Ugh are Alice and Hal about to get back together? Why? Just because FP blows her off once? No, no, no, no, no, Alice. You call FP about 100 more times until he loses the will to live. We must persist, girlfriend.

CHIC ISN’T HAL’S KID. I don’t know why I put that in all caps because that fact has been pretty damn clear since day one. But also now I need to know who the father of the prom baby really is. Like, ASAP.

It’s opening night and they’re all singing “this will be a night you’ll never forget” which I 1,000 percent agree with because I certainly will never forget how The CW has tortured me for the past 42 minutes with this American Idol-esq farce they call a musical episode.

We cut to Cheryl, who looks like she is ready to set the entire world aflame. *turns up volume*  GIRL, YOU CAN GET IT. Omfg. Homegirl just confronted her mother IN PIG’S BLOOD and threatened to burn down another house.
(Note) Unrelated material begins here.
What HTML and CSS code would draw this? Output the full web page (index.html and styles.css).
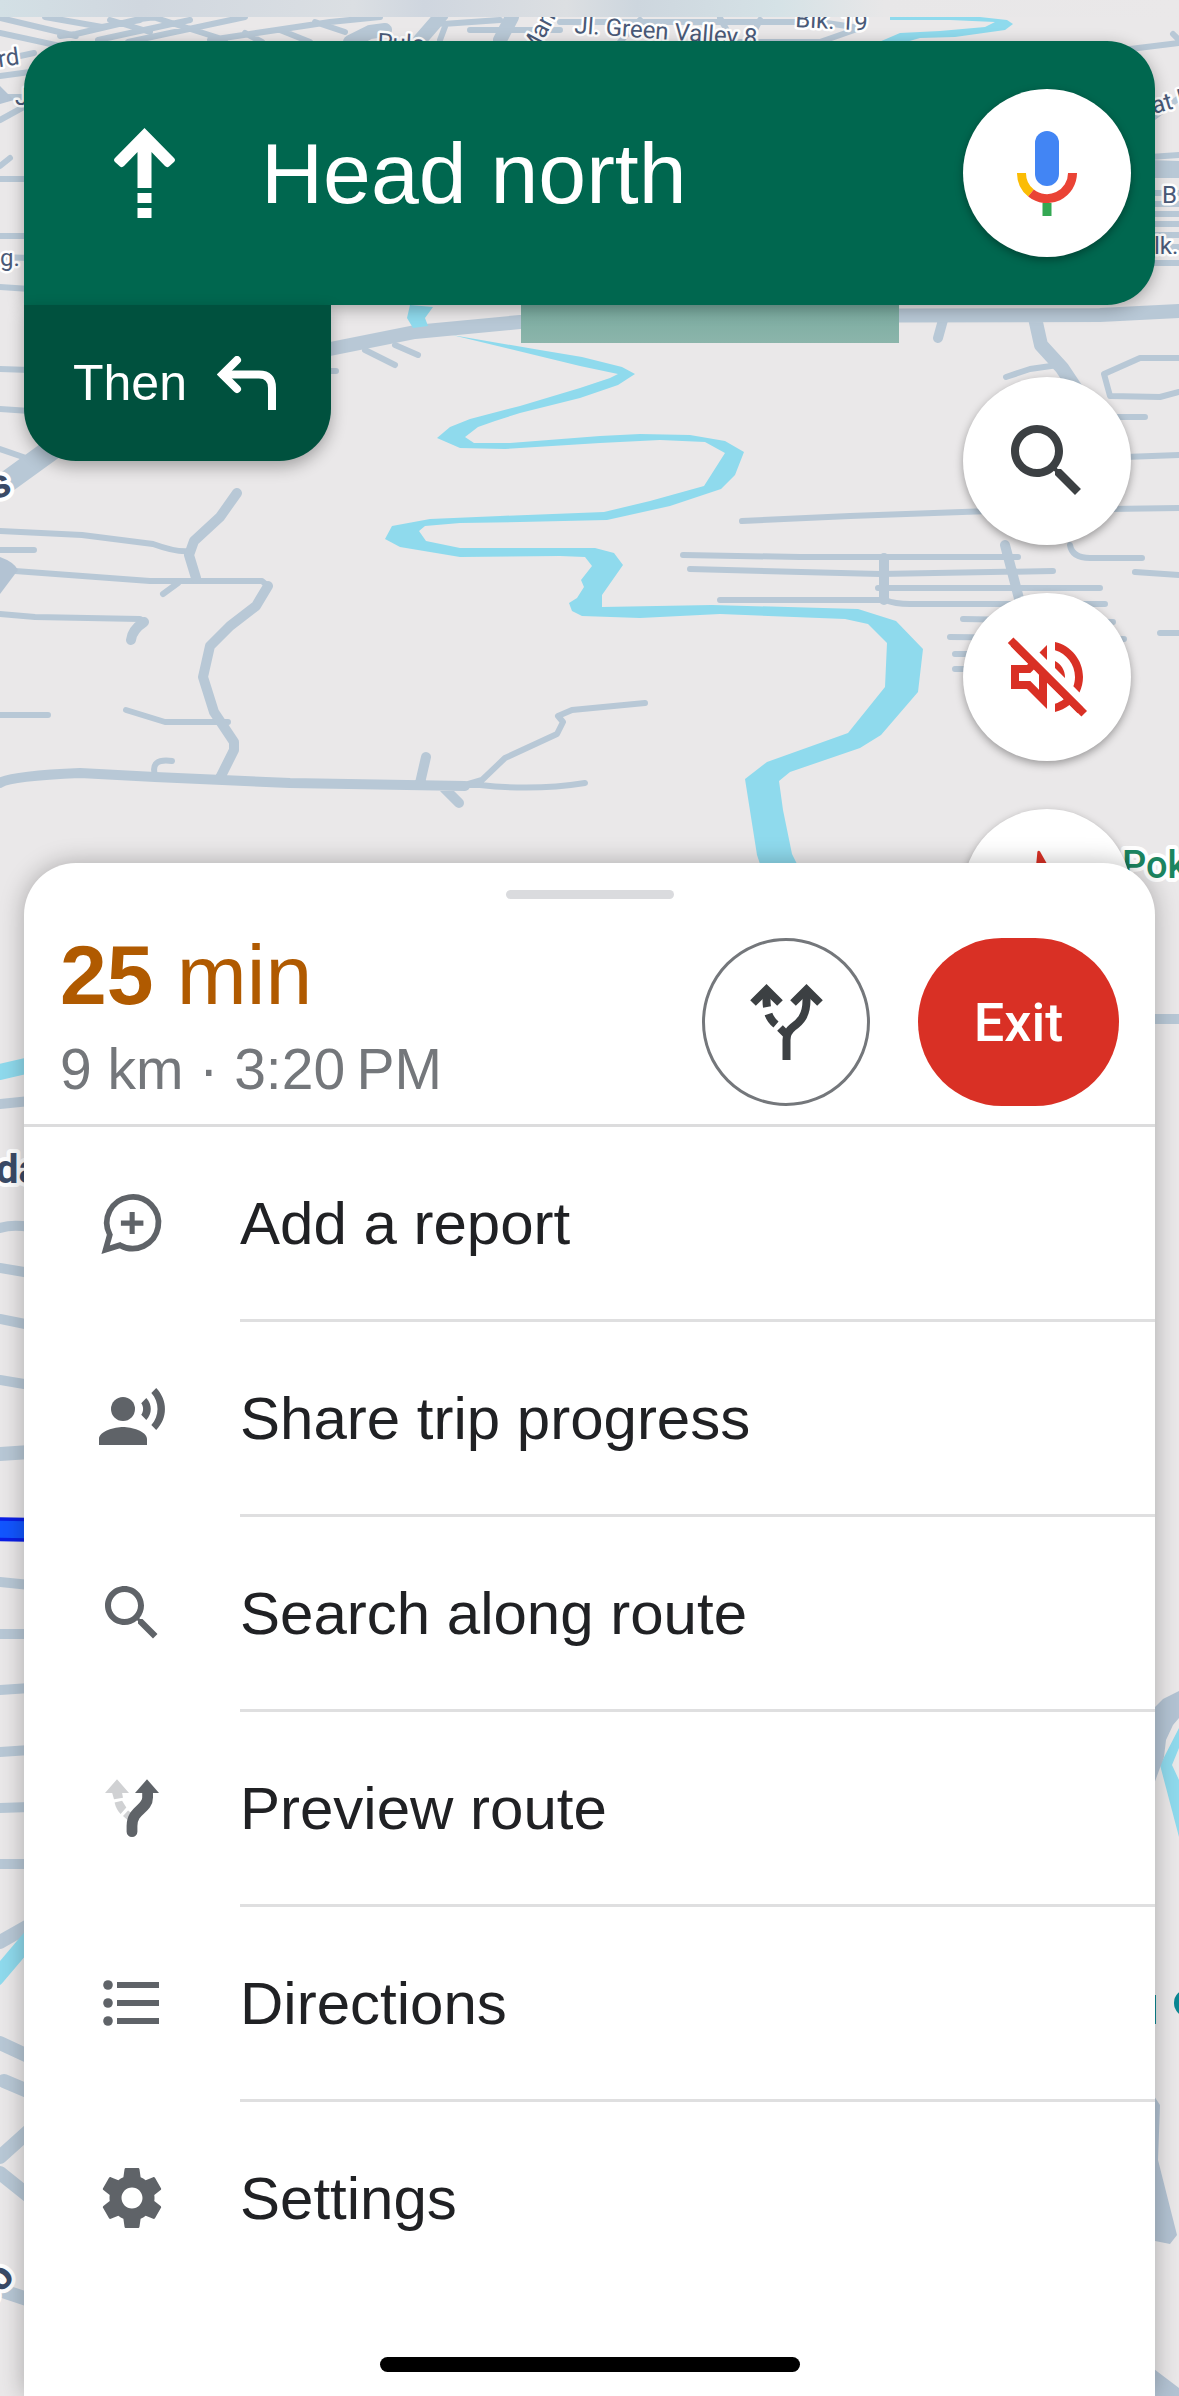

I’m definitely keeping this strategy in mind for the next time my mom bitches about helping me pay paying for my gym membership.

I made sure the blood was vegan

A post shared by Madelaine Petsch (@madelame) on

CHERYL: *does something batshit and diabolical*
ME:

Jughead, who up until this point in the episode has been standing there like a dipshit with his camera, figures out that Ethel might be the person behind The Black Hood letters. That’s right, I said “might be” as in he’s actually discovered nothing. Seriously, Jughead, what is your purpose during this episode?

Chic shows up and is just as creepy and terrifying as I remembered him. Why do I feel like this night is going to end with another murder moment of morbid family bonding for the Cooper family?

The episode ends with the play finally fucking starting. It’s like The CW wants to drag this shit out for as long as possible, and also for me to get drunk. Because that’s the only way I’ll be able to sit through another goddamn musical episode. 

Wait. OMFG. Is Midge aka the new Carrie knifed to the fucking stage??

Well, that is not how I saw this production ending, but it certainly was a dramatic as it was advertised. I admire Kevin’s dedication to his craft. Brava!